Take care in using ONLY foam treatment in your room. It IS helpful, very useful, and has a place - especially in HOME studios, but it is NOT the Full solution to your room treatment needs. You will need much more trapping than can be obtained with a foam treatment plan. Now, I am not saying that you can't do it with foam. I am saying that proper treatment done with foam can cost at least 5 times the price of treatment that you can build with a little plywood, rock wool, glasswool, and fabric. These days, every penny counts and it will certainly add up when you build your home studio. For more information subscribe to my youtube channel.

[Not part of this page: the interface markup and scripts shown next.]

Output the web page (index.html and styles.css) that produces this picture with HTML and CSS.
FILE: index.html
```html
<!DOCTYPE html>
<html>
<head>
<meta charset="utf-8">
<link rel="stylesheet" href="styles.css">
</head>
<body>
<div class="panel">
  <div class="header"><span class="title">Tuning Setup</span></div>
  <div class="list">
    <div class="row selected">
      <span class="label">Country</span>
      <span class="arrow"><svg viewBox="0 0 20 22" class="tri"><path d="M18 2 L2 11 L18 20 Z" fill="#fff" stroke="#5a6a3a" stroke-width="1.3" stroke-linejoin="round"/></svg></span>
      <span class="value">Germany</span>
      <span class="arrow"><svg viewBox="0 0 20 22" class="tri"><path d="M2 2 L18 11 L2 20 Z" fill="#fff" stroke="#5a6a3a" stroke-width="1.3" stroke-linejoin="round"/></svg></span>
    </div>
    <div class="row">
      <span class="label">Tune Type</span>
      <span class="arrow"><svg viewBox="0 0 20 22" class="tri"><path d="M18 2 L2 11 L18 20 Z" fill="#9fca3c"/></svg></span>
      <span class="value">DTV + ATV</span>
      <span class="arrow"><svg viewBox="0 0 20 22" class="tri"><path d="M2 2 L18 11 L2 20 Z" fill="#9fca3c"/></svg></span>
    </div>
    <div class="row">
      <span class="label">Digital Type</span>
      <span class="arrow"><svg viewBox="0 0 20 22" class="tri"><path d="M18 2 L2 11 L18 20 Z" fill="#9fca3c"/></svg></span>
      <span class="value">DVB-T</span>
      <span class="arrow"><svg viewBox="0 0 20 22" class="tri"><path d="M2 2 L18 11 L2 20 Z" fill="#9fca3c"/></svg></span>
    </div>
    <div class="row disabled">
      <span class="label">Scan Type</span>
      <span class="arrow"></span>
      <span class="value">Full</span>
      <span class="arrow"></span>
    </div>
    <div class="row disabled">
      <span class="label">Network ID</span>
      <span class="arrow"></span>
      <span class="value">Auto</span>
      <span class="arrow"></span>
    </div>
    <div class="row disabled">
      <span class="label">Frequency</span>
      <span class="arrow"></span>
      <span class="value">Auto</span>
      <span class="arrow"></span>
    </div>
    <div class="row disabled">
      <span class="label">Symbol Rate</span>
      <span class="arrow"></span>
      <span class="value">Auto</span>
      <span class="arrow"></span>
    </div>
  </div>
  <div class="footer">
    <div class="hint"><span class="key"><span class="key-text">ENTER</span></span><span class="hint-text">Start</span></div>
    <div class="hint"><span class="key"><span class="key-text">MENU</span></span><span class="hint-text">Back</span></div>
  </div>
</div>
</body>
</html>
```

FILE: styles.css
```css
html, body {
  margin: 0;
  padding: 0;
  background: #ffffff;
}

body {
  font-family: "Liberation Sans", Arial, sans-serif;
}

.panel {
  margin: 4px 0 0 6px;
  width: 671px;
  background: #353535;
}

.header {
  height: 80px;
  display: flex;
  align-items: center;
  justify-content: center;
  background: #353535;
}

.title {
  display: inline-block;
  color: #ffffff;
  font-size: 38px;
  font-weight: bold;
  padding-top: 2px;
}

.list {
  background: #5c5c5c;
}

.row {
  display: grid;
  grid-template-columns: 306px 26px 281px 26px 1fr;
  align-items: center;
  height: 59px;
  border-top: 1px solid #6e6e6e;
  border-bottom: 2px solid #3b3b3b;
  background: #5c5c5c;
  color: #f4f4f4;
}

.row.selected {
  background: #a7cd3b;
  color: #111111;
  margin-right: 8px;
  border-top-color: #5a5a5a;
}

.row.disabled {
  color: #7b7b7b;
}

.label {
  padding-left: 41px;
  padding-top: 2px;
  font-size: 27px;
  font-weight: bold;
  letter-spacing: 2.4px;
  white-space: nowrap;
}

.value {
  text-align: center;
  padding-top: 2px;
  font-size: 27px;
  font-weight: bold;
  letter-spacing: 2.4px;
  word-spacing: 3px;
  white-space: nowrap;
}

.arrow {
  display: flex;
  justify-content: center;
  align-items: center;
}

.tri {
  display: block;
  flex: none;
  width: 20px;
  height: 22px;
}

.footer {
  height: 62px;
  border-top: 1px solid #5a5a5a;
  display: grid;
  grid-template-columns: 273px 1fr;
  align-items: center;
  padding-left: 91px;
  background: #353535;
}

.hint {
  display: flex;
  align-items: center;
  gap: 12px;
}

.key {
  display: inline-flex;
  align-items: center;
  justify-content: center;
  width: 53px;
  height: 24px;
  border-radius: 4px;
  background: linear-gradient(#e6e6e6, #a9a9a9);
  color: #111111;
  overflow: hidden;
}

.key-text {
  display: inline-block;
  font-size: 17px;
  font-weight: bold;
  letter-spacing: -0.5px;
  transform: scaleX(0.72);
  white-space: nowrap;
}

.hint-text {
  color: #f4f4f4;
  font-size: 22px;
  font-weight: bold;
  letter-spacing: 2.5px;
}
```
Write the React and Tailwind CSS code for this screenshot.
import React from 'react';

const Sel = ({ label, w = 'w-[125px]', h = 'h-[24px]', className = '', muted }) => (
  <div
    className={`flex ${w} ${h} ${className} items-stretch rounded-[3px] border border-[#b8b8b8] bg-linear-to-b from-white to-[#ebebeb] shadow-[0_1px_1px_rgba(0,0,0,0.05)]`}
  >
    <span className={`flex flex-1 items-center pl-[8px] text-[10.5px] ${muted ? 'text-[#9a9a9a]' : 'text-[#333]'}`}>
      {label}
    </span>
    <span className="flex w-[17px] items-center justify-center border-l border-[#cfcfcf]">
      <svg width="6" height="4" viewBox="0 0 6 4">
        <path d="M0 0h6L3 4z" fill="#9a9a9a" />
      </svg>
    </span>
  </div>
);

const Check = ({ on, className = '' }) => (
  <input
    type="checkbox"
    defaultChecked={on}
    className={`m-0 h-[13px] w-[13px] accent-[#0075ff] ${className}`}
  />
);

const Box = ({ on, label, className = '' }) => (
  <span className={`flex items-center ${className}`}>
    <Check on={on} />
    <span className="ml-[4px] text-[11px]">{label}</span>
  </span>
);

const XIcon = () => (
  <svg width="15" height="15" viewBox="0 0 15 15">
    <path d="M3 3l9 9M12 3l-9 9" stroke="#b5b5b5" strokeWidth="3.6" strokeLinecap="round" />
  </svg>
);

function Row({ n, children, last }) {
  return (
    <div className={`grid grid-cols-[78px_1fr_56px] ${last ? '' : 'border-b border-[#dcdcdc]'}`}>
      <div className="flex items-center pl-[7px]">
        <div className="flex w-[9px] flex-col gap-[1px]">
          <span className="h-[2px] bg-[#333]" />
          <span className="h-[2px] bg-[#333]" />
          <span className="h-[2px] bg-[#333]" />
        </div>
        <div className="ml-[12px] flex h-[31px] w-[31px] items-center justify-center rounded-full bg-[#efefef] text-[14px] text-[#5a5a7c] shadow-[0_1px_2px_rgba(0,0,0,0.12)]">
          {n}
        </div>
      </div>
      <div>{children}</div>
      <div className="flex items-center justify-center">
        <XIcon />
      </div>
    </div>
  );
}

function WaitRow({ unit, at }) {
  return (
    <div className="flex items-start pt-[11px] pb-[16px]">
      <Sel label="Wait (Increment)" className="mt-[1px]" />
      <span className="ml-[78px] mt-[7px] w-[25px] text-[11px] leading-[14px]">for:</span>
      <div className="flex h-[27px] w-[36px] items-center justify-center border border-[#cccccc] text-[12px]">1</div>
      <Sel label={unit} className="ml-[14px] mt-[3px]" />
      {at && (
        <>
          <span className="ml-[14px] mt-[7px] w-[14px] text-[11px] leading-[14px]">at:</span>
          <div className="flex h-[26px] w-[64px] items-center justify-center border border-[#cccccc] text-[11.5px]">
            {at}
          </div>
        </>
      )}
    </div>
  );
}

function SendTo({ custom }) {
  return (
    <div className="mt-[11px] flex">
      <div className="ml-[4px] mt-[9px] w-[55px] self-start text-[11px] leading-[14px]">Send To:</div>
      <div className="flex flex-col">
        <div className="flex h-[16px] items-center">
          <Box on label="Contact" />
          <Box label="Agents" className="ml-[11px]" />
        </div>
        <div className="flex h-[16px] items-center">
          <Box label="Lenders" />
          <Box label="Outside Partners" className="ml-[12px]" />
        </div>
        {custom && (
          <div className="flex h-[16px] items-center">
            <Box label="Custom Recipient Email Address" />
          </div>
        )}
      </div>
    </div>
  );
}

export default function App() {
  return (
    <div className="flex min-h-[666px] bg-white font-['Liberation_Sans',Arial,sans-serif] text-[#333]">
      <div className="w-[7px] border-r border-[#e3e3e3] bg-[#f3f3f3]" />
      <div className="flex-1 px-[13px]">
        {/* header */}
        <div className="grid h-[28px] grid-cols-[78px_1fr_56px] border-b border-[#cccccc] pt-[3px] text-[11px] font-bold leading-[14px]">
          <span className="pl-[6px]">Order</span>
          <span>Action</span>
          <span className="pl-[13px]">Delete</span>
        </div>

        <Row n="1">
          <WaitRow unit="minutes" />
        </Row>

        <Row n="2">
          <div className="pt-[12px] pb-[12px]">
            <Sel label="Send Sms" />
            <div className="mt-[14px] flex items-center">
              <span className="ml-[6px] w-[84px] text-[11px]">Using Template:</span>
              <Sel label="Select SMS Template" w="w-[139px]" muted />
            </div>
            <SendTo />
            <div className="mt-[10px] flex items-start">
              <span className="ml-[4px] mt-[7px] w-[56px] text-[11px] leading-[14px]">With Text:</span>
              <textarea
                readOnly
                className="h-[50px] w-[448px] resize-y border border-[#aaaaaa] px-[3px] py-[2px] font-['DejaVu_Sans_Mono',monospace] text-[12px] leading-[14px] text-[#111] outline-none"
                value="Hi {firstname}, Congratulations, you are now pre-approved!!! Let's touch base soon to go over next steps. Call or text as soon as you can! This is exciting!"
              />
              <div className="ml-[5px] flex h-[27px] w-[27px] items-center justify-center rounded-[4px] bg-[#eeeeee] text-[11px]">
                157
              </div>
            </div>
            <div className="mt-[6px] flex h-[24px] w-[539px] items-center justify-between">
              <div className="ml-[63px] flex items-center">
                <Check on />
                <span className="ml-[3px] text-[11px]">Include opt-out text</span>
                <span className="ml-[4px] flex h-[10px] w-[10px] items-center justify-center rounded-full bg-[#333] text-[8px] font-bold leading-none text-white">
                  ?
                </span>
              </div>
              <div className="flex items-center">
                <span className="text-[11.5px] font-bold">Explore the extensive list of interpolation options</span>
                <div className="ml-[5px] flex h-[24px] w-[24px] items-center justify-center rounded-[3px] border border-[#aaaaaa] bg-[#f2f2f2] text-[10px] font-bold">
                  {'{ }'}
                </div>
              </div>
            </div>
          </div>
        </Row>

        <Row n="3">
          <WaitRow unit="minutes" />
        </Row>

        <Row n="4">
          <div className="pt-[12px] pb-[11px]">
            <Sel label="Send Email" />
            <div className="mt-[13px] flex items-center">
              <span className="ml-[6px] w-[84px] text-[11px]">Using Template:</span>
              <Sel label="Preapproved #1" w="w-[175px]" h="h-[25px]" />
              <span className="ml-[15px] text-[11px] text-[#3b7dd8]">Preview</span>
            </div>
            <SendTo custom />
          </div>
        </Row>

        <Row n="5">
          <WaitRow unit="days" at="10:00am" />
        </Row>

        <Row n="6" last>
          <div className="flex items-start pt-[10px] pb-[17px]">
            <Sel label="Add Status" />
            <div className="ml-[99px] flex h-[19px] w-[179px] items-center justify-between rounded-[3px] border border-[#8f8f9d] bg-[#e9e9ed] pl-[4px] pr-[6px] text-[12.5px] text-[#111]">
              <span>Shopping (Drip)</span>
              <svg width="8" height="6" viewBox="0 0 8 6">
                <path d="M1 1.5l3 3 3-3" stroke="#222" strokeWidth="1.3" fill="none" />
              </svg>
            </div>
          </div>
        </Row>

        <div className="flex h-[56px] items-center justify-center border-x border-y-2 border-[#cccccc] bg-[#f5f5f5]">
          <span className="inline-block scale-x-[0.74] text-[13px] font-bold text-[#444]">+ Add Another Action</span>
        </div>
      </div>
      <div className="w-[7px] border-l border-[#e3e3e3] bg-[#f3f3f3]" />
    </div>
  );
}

Vocal booths and recording:

It is important to eliminate destructive reflections into the microphone when recording, however panels placed behind a cardioid pattern microphone will do little for room reflections. If the recording is important, the room should be treated so that the frequency response at the mic is uniform and uncolored as it is very difficult to remove the room coloration without affecting the original sound of the voice or instrument. Although today's software IS very good and filters can do the job, that's not the way a good record is made.

Panels around the vocalist will improve the recording in a treated room. They can help in an otherwise untreated room, but small panels that are mounted on the mic stand are, in my opinion, far too small to have much of an effect - especially in an untreated room.

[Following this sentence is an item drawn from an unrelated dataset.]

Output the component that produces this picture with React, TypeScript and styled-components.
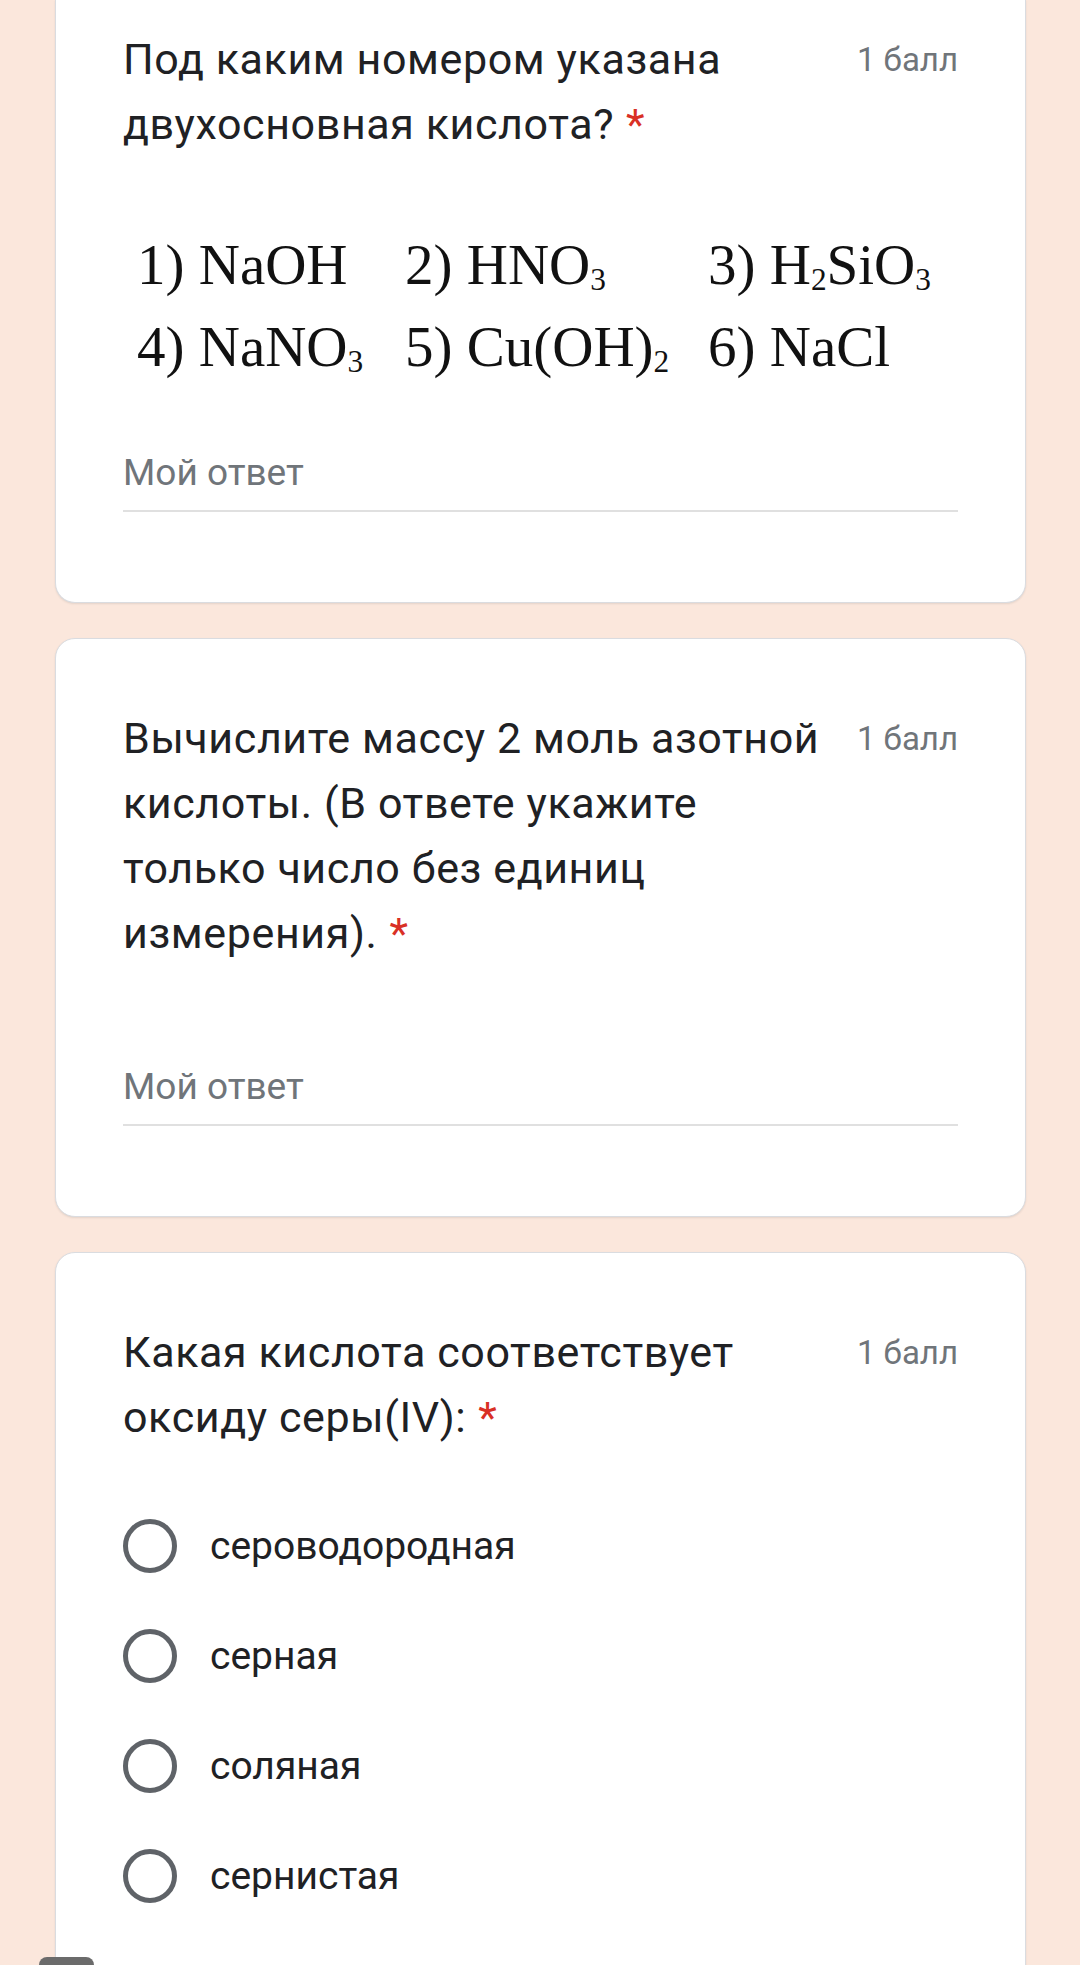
import * as React from "react"
import styled, { createGlobalStyle } from "styled-components"

const GlobalStyle = createGlobalStyle`
  html, body {
    margin: 0;
    padding: 0;
    background-color: #fbe7dc;
  }
`

const ScPage = styled.div`
  position: relative;
  height: 1965px;
  overflow: hidden;
  padding: 0 54px 0 55px;
  background-color: #fbe7dc;
  display: flex;
  flex-direction: column;
  gap: 35px;
  font-family: Roboto, "Liberation Sans", Arial, sans-serif;
`

const ScCard = styled.div<{ $cutTop?: boolean }>`
  flex-shrink: 0;
  background-color: #ffffff;
  border: 1px solid #dadce0;
  border-top: ${(p) => (p.$cutTop ? "none" : "1px solid #dadce0")};
  border-radius: ${(p) => (p.$cutTop ? "0 0 20px 20px" : "20px")};
  box-shadow: 0 1px 2px rgba(60, 64, 67, 0.12);
  padding: ${(p) => (p.$cutTop ? "27px" : "67px")} 67px 90px 67px;
`

const ScHeader = styled.div`
  display: flex;
  align-items: flex-start;
  justify-content: space-between;
  gap: 30px;
`

const ScTitle = styled.div`
  font-size: 43px;
  line-height: 65px;
  color: #202124;
  white-space: nowrap;
  letter-spacing: 0.6px;
`

const ScRequired = styled.span`
  color: #d93025;
  margin-left: 12px;
`

const ScPoints = styled.div`
  font-size: 33px;
  line-height: 65px;
  color: #70757a;
  white-space: nowrap;
`

const ScFormula = styled.div`
  margin-top: 67px;
  padding-left: 14px;
  display: grid;
  grid-template-columns: 268px 303px auto;
  font-family: "Liberation Serif", "Times New Roman", serif;
  font-size: 57px;
  line-height: 82px;
  color: #111111;
`

const ScSub = styled.sub`
  font-size: 0.55em;
  line-height: 0;
  vertical-align: -0.18em;
`

const ScAnswer = styled.div<{ $gap: number }>`
  margin-top: ${(p) => p.$gap}px;
  padding-bottom: 13px;
  border-bottom: 2px solid #e0e0e0;
  font-size: 37px;
  line-height: 48px;
  color: #70757a;
`

const ScOptions = styled.div`
  margin-top: 41px;
  display: flex;
  flex-direction: column;
`

const ScOption = styled.div`
  display: flex;
  align-items: center;
  height: 110px;
  gap: 33px;
`

const ScRadio = styled.div`
  box-sizing: border-box;
  width: 54px;
  height: 54px;
  border: 5px solid #5f6368;
  border-radius: 50%;
  flex-shrink: 0;
`

const ScOptionLabel = styled.div`
  font-size: 39px;
  line-height: 48px;
  color: #202124;
`

const ScFloatingTab = styled.div`
  position: absolute;
  left: 39px;
  bottom: -12px;
  width: 55px;
  height: 20px;
  border-radius: 8px 8px 0 0;
  background-color: #6b6b6b;
`

type Line = string

const Question: React.FC<{ lines: Line[] }> = ({ lines }) => (
  <ScHeader>
    <ScTitle>
      {lines.map((line, i) => (
        <React.Fragment key={i}>
          {line}
          {i === lines.length - 1 ? <ScRequired>*</ScRequired> : <br />}
        </React.Fragment>
      ))}
    </ScTitle>
    <ScPoints>1 балл</ScPoints>
  </ScHeader>
)

const options = ["сероводородная", "серная", "соляная", "сернистая"]

export default function App() {
  return (
    <>
      <GlobalStyle />
      <ScPage>
        <ScCard $cutTop>
          <Question lines={["Под каким номером указана", "двухосновная кислота?"]} />
          <ScFormula>
            <div>1) NaOH</div>
            <div>
              2) HNO<ScSub>3</ScSub>
            </div>
            <div>
              3) H<ScSub>2</ScSub>SiO<ScSub>3</ScSub>
            </div>
            <div>
              4) NaNO<ScSub>3</ScSub>
            </div>
            <div>
              5) Cu(OH)<ScSub>2</ScSub>
            </div>
            <div>6) NaCl</div>
          </ScFormula>
          <ScAnswer $gap={61}>Мой ответ</ScAnswer>
        </ScCard>

        <ScCard>
          <Question
            lines={[
              "Вычислите массу 2 моль азотной",
              "кислоты. (В ответе укажите",
              "только число без единиц",
              "измерения).",
            ]}
          />
          <ScAnswer $gap={97}>Мой ответ</ScAnswer>
        </ScCard>

        <ScCard>
          <Question lines={["Какая кислота соответствует", "оксиду серы(IV):"]} />
          <ScOptions>
            {options.map((o) => (
              <ScOption key={o}>
                <ScRadio />
                <ScOptionLabel>{o}</ScOptionLabel>
              </ScOption>
            ))}
          </ScOptions>
        </ScCard>
        <ScFloatingTab />
      </ScPage>
    </>
  )
}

For absorption panels to work properly in an otherwise untreated room, you will need to place them AROUND the vocalist & microphone so that they;
1. Absorb the initial sound waves from the vocalist and reduce the sound available to reflect off of surfaces in the room.
2. Absorb any reflections that 'get through' and keep them from entering the microphone at interference levels (higher than -30 dB relative to the source sound).

Panels will do next to nothing for frequencies below 250 Hz. The frequency range of 80 - 300 Hz is the most problematic for voice / vocal recording... That's why trapping is so very important for a vocal booth.

Mixing position:

#1 . IF your mix room, control room, or critical listening room is very large, {over 30 square meters or 323 square feet}, you have the option of facing either the short or long wall. HOWEVER, the option of facing the long wall usually corresponds to having a DOOR in the long wall leading into the tracking area or other 'Limitations'. It is not desirable from a design perspective, nor is it optimal!

#2 . If your room is small, i.e.; less than very large (see above), you must ALWAYS face the short wall.

NOT facing the short wall usually will place the listener in the CENTER of the room, which is a very bad place to try to get accuracy in the low frequencies. Also, facing the long wall situates the ears too close to any diffusing surfaces in the back wall, assuming that you are trying to make an LEDE or RFZ style room.

Therefore; Small rooms shall always be oriented so that the listener faces the short wall.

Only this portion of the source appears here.